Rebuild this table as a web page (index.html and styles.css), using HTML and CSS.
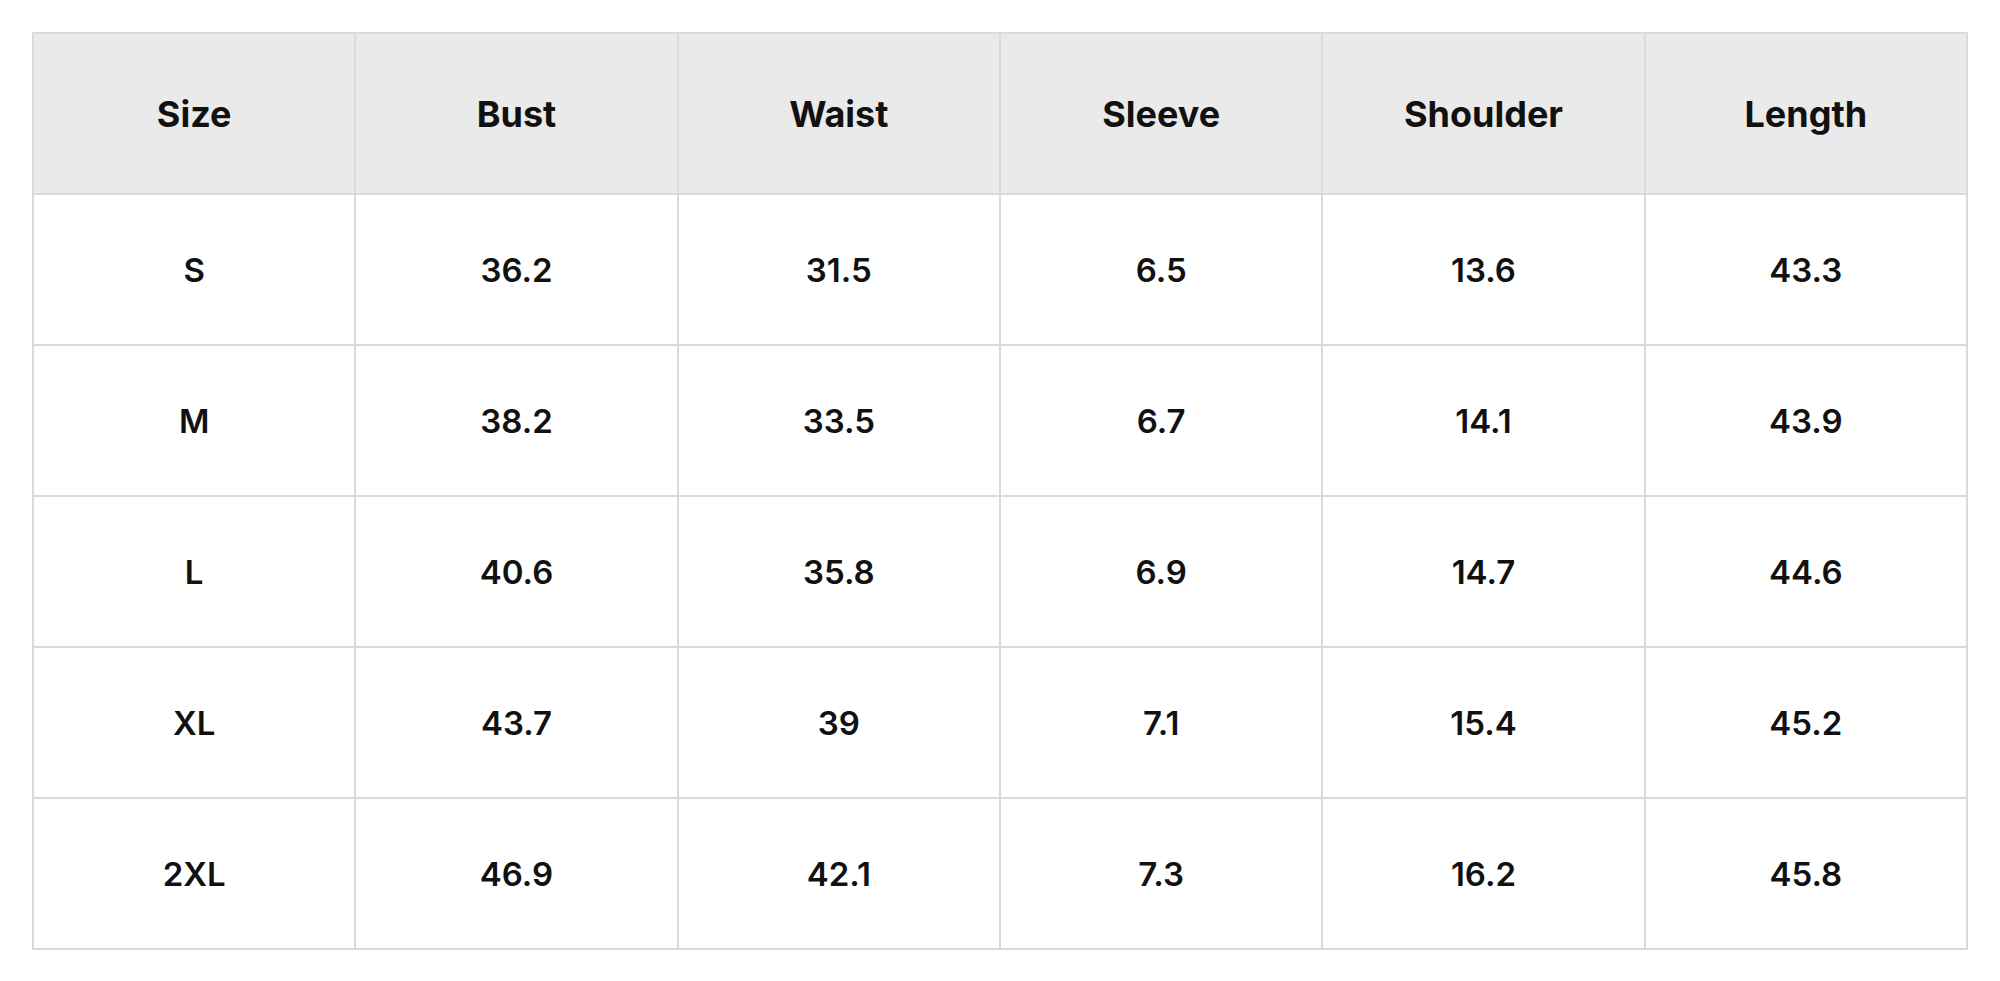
FILE: index.html
```html
<!DOCTYPE html>
<html>
<head>
<meta charset="utf-8">
<link rel="stylesheet" href="styles.css">
</head>
<body>
<div class="wrap">
<table class="size-table">
<thead>
<tr><th>Size</th><th>Bust</th><th>Waist</th><th>Sleeve</th><th>Shoulder</th><th>Length</th></tr>
</thead>
<tbody>
<tr><td>S</td><td>36.2</td><td>31.5</td><td>6.5</td><td>13.6</td><td>43.3</td></tr>
<tr><td>M</td><td>38.2</td><td>33.5</td><td>6.7</td><td>14.1</td><td>43.9</td></tr>
<tr><td>L</td><td>40.6</td><td>35.8</td><td>6.9</td><td>14.7</td><td>44.6</td></tr>
<tr><td>XL</td><td>43.7</td><td>39</td><td>7.1</td><td>15.4</td><td>45.2</td></tr>
<tr><td>2XL</td><td>46.9</td><td>42.1</td><td>7.3</td><td>16.2</td><td>45.8</td></tr>
</tbody>
</table>
</div>
</body>
</html>
```
FILE: styles.css
```css
html, body {
  margin: 0;
  padding: 0;
  background: #ffffff;
}
.wrap {
  padding: 32px;
}
.size-table {
  width: 1936px;
  border-collapse: collapse;
  table-layout: fixed;
  font-family: Inter, "Noto Sans", sans-serif;
  color: #111111;
}
.size-table th,
.size-table td {
  border: 2px solid #dadada;
  text-align: center;
  vertical-align: middle;
  padding: 0;
}
.size-table th {
  background: #eaeaea;
  height: 159px;
  font-size: 36px;
  font-weight: 700;
}
.size-table td {
  height: 149px;
  font-size: 33px;
  font-weight: 600;
}
```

####

Without the pictures, repeat the listing above exactly.

Rebuild this table as a web page (index.html and styles.css), using HTML and CSS.
FILE: index.html
```html
<!DOCTYPE html>
<html>
<head>
<meta charset="utf-8">
<link rel="stylesheet" href="styles.css">
</head>
<body>
<div class="wrap">
<table class="size-table">
<thead>
<tr><th>Size</th><th>Bust</th><th>Waist</th><th>Sleeve</th><th>Shoulder</th><th>Length</th></tr>
</thead>
<tbody>
<tr><td>S</td><td>36.2</td><td>31.5</td><td>6.5</td><td>13.6</td><td>43.3</td></tr>
<tr><td>M</td><td>38.2</td><td>33.5</td><td>6.7</td><td>14.1</td><td>43.9</td></tr>
<tr><td>L</td><td>40.6</td><td>35.8</td><td>6.9</td><td>14.7</td><td>44.6</td></tr>
<tr><td>XL</td><td>43.7</td><td>39</td><td>7.1</td><td>15.4</td><td>45.2</td></tr>
<tr><td>2XL</td><td>46.9</td><td>42.1</td><td>7.3</td><td>16.2</td><td>45.8</td></tr>
</tbody>
</table>
</div>
</body>
</html>
```
FILE: styles.css
```css
html, body {
  margin: 0;
  padding: 0;
  background: #ffffff;
}
.wrap {
  padding: 32px;
}
.size-table {
  width: 1936px;
  border-collapse: collapse;
  table-layout: fixed;
  font-family: Inter, "Noto Sans", sans-serif;
  color: #111111;
}
.size-table th,
.size-table td {
  border: 2px solid #dadada;
  text-align: center;
  vertical-align: middle;
  padding: 0;
}
.size-table th {
  background: #eaeaea;
  height: 159px;
  font-size: 36px;
  font-weight: 700;
}
.size-table td {
  height: 149px;
  font-size: 33px;
  font-weight: 600;
}
```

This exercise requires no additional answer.